You might have noticed that I haven't put up any original writing in the last week. I have something almost ready, but I read it over just now and it doesn't quite grab me the way I want it to so I'm going to let it sit for another couple of days. In the meantime, though, an email I wrote to my friend on this topic this morning might be of sufficient general interest to be worth sharing. Here it is:

Thanks for sending me your thoughts, and for forwarding that other email from _____. All of this is definitely helping to clarify my own thinking. It prompted me to go back and have a look at Staughton Lynd's book Living Inside Our Hope, where he talks in a few places about his decades of experience as a lawyer (and also as a historian, so I got distracted reading stuff about E.P. Thopmson as well).

I think one difficulty that I see emerging from our discussions on this issue so far is how we have been understanding the word "activist." In things that both of us have written, and in stuff you've forwarded me from _____ as well, we seem to be starting from a very privileged, middle-class version of what "activist" can/should/does mean. At various points all three of us have understood it to mean something like applying lefty politics to the lawyer's individual conduct in the course of representing an individual client, which has then been argued against by saying that to whatever extent that change in conduct makes a victory by the client less likely than if a strictly technical approach to lawyering was followed, it is unethical and should not be done -- don't sacrifice the client for some abstract greater goal that the client may or may not agree with.
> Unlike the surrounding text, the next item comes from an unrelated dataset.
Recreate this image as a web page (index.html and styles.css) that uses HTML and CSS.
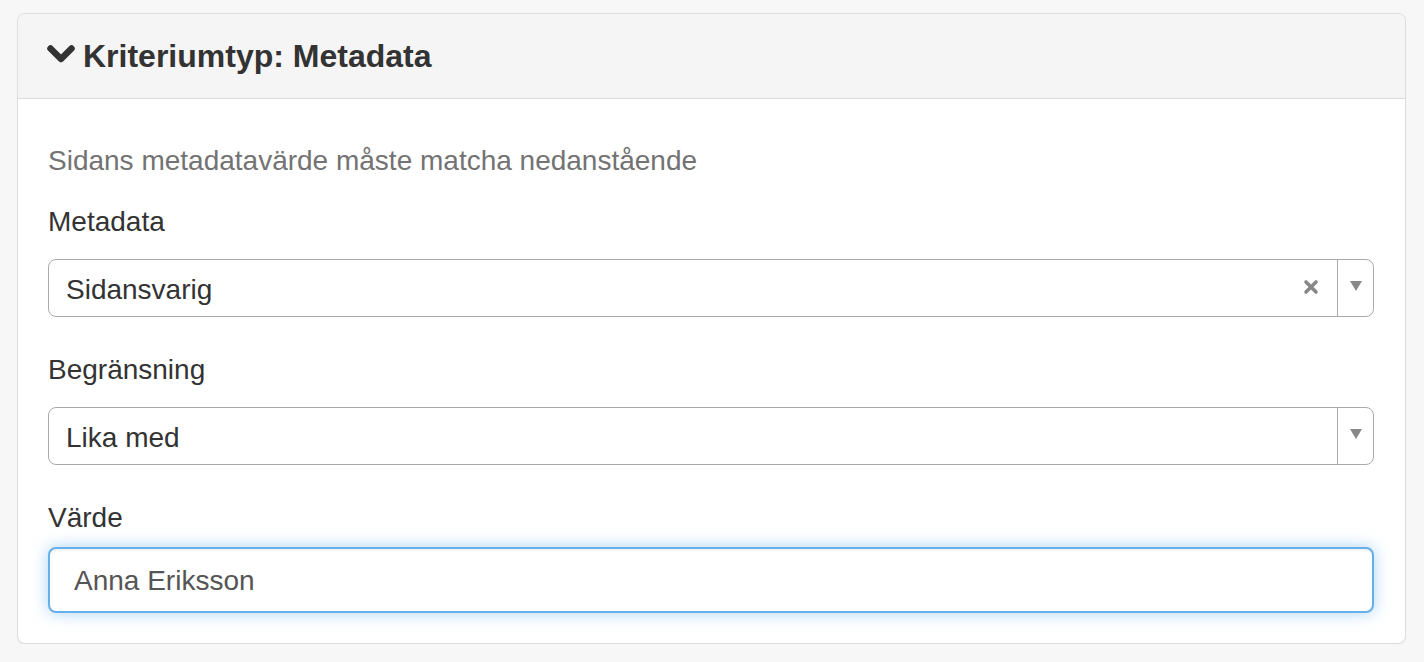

Fair enough.

I have had the sense from what you've said and from what you've forwarded an extreme wariness of the idea of an "activist lawyer" or a "radical lawyer." Often it has seemed the discomfort has been invested in questioning the appropriateness of linking those modifiers to the noun "lawyer." However, I think it might be better to use that wariness to deconstruct what we are assuming the word "activist" to mean, and to put together a broader and more liberatory definition. The idea of an activist waging a single-handed battle against Goliath, of activism understood largely as individual expression, is an idea grounded very much in privilege, I think. Rather, I think the modifiers "activist" or "radical" make much more sense if understood as indicative of being a member (loosely defined) of a larger collective or movement that is seeking certain goals. If understood in that sense, then being an "activist lawyer" or a "radical lawyer" is not at all inconsistent with focusing on the technical quality of the representation in a particular case or with genuine, collaborative listening to clients whose experiences of oppression have given them a much greater sense of political realities than the lawyer herself. Being an "activist" or "radical" in that sense means being part of a movement, and filling a role within the larger visions of the movement.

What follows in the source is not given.